◆ **Work to do**:
Do any lines in the data below contain "page"? If so, copy every one of them.

◆ **Information provided**:
########
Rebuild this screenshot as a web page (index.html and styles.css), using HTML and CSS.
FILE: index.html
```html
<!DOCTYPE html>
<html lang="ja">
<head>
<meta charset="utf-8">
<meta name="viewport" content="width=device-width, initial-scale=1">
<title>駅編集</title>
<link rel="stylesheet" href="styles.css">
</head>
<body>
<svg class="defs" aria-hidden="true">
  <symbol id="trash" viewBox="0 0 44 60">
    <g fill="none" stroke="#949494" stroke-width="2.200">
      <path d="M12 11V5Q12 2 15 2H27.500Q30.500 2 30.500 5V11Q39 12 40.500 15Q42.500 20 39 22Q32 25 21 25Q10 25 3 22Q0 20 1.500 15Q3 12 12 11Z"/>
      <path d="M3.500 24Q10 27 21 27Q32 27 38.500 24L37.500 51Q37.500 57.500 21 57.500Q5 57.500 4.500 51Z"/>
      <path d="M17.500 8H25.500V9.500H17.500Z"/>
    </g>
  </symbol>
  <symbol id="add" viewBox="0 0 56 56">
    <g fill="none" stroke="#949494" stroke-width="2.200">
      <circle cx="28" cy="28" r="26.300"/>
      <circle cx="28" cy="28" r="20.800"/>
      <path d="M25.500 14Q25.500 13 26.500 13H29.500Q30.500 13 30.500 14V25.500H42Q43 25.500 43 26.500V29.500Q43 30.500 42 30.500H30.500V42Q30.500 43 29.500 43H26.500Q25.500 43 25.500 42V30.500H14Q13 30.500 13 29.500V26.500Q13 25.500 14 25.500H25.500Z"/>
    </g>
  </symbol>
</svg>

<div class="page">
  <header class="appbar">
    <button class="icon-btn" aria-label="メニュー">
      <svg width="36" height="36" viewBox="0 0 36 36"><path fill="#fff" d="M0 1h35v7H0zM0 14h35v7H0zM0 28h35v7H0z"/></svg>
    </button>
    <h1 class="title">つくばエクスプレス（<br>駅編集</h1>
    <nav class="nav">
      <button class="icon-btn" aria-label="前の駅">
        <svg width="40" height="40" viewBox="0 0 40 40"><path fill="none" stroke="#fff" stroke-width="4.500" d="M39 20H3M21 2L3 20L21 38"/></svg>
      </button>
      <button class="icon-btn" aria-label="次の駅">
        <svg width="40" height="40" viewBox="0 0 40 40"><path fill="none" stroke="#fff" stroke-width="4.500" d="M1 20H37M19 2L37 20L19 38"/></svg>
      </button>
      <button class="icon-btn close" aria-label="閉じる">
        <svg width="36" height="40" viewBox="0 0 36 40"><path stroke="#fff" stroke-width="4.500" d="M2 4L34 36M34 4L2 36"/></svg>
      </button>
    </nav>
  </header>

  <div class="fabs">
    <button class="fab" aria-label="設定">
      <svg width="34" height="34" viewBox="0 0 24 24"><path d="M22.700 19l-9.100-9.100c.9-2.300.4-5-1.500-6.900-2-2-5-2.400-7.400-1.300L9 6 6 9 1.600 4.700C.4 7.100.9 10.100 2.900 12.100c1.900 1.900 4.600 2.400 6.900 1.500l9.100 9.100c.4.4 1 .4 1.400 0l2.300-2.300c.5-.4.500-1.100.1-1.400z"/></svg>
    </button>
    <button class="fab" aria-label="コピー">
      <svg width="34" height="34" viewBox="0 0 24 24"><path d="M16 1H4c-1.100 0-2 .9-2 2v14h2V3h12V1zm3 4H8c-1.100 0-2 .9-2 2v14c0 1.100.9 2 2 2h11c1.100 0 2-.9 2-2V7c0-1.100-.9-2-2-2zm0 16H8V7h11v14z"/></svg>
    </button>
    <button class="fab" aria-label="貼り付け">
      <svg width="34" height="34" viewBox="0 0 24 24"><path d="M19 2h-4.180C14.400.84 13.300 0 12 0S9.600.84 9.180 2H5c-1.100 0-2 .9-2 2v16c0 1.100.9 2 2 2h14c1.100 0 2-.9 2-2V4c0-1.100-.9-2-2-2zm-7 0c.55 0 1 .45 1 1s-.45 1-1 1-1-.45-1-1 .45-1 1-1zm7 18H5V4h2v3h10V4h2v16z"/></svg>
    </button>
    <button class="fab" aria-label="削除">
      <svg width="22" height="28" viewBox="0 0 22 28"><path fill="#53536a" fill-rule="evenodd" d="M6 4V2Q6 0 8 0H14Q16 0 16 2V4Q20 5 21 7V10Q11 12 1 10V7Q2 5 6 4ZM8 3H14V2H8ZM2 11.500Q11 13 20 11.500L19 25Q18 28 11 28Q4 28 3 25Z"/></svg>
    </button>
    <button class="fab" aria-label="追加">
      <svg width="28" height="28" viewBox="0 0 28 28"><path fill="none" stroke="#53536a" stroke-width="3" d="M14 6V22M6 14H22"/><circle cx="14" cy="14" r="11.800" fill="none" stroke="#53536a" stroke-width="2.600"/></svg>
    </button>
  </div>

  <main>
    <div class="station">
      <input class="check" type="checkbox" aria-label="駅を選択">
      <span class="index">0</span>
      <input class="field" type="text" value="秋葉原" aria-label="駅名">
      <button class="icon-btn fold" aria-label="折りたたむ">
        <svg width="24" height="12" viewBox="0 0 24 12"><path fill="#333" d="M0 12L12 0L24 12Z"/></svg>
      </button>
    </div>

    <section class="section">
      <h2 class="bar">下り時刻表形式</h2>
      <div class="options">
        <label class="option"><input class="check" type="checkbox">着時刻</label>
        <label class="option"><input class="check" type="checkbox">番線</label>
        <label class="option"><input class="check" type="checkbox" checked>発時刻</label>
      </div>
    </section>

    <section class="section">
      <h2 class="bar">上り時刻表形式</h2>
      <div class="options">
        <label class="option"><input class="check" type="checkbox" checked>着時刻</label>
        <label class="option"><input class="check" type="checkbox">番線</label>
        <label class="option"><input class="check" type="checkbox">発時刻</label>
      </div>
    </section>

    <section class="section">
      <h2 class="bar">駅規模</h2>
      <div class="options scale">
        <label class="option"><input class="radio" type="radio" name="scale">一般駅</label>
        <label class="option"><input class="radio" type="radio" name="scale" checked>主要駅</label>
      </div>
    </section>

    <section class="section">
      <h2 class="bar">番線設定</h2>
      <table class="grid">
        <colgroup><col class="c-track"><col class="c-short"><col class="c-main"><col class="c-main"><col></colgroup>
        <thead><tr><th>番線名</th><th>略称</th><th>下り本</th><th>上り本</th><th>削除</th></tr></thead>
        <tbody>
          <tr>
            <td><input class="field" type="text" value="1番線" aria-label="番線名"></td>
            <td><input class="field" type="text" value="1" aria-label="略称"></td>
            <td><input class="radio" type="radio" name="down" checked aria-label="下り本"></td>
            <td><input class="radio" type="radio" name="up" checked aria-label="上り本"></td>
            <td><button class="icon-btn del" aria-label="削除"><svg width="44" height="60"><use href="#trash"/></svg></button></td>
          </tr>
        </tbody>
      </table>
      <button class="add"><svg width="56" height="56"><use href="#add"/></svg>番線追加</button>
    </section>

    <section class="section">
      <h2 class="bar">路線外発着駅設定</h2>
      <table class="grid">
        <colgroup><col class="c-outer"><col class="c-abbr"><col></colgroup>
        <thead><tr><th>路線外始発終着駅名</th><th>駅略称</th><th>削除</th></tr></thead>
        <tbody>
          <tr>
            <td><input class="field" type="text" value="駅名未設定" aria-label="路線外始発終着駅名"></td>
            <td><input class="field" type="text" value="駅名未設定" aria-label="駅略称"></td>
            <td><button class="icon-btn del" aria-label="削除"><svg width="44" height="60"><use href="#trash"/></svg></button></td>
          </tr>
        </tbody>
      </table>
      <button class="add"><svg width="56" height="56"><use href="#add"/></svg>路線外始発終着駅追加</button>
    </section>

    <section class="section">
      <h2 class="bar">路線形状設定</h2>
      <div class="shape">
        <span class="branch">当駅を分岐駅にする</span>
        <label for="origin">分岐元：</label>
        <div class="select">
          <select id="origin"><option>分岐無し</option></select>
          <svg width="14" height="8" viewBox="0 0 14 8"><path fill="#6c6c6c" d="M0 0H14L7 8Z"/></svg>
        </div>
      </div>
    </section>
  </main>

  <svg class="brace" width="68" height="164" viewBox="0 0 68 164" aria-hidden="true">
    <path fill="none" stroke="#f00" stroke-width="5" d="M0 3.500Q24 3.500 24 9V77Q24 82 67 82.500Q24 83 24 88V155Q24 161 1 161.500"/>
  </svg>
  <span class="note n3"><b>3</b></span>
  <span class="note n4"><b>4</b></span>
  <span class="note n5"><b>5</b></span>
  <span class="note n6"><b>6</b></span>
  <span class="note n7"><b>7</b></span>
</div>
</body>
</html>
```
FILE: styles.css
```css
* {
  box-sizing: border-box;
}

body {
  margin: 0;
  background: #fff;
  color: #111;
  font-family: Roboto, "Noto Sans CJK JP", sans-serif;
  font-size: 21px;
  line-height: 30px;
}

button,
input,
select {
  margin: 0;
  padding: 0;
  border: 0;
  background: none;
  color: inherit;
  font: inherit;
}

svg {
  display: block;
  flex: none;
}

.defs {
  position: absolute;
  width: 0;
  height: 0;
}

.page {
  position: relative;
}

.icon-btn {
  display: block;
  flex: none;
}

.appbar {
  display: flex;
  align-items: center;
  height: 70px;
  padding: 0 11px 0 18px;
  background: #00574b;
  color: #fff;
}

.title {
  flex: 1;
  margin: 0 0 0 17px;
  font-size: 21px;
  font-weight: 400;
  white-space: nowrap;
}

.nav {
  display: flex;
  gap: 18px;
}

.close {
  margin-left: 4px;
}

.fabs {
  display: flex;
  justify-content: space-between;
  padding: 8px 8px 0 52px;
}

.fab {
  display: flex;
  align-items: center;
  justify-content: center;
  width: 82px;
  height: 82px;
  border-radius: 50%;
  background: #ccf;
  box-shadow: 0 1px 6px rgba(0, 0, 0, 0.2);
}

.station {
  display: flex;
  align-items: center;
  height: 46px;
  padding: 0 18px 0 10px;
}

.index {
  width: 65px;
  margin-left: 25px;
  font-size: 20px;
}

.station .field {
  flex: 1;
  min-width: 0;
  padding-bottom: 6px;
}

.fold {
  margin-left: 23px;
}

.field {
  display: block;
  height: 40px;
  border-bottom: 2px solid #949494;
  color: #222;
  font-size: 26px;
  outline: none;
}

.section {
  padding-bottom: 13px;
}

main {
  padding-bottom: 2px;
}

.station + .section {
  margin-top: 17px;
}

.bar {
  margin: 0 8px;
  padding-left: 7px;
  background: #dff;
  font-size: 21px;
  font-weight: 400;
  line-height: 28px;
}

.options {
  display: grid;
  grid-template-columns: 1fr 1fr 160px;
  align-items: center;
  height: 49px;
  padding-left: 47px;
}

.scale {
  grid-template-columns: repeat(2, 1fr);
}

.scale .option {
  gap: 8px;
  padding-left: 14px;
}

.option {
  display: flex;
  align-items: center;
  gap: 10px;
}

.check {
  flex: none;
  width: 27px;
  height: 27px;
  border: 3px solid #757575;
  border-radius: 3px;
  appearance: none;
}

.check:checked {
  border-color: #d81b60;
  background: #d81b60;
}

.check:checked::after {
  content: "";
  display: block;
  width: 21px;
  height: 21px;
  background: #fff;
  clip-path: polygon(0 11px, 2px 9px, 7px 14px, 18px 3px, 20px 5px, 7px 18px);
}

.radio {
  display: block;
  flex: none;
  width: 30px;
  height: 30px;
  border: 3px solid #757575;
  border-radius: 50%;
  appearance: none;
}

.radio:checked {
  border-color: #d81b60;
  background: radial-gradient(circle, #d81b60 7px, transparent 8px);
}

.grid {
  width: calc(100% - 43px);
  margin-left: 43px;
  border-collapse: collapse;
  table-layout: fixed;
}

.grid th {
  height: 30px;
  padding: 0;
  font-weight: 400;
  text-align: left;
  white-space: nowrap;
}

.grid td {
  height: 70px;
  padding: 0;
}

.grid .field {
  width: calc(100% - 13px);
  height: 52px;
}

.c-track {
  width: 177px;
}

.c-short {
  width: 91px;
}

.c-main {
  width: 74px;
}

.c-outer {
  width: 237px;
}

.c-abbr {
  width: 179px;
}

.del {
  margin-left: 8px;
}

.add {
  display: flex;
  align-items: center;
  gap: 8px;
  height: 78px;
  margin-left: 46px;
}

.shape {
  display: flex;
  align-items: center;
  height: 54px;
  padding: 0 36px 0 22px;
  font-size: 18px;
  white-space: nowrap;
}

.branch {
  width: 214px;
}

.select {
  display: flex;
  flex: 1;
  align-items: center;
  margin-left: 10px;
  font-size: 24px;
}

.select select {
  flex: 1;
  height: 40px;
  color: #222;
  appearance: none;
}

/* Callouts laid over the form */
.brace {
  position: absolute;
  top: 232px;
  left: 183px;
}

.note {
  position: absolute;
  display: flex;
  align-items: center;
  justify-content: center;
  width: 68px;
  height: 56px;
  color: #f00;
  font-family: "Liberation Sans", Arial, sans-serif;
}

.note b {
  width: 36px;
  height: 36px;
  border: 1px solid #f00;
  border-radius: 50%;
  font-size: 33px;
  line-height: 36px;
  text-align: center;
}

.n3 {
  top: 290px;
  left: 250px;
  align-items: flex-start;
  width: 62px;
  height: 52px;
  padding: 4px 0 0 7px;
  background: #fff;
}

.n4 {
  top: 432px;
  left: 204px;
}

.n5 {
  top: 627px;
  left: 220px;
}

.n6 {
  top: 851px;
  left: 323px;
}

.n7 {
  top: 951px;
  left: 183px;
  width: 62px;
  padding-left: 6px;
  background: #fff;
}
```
########
◆ **Result**:
Rebuild this screenshot as a web page (index.html and styles.css), using HTML and CSS.
<div class="page">
.page {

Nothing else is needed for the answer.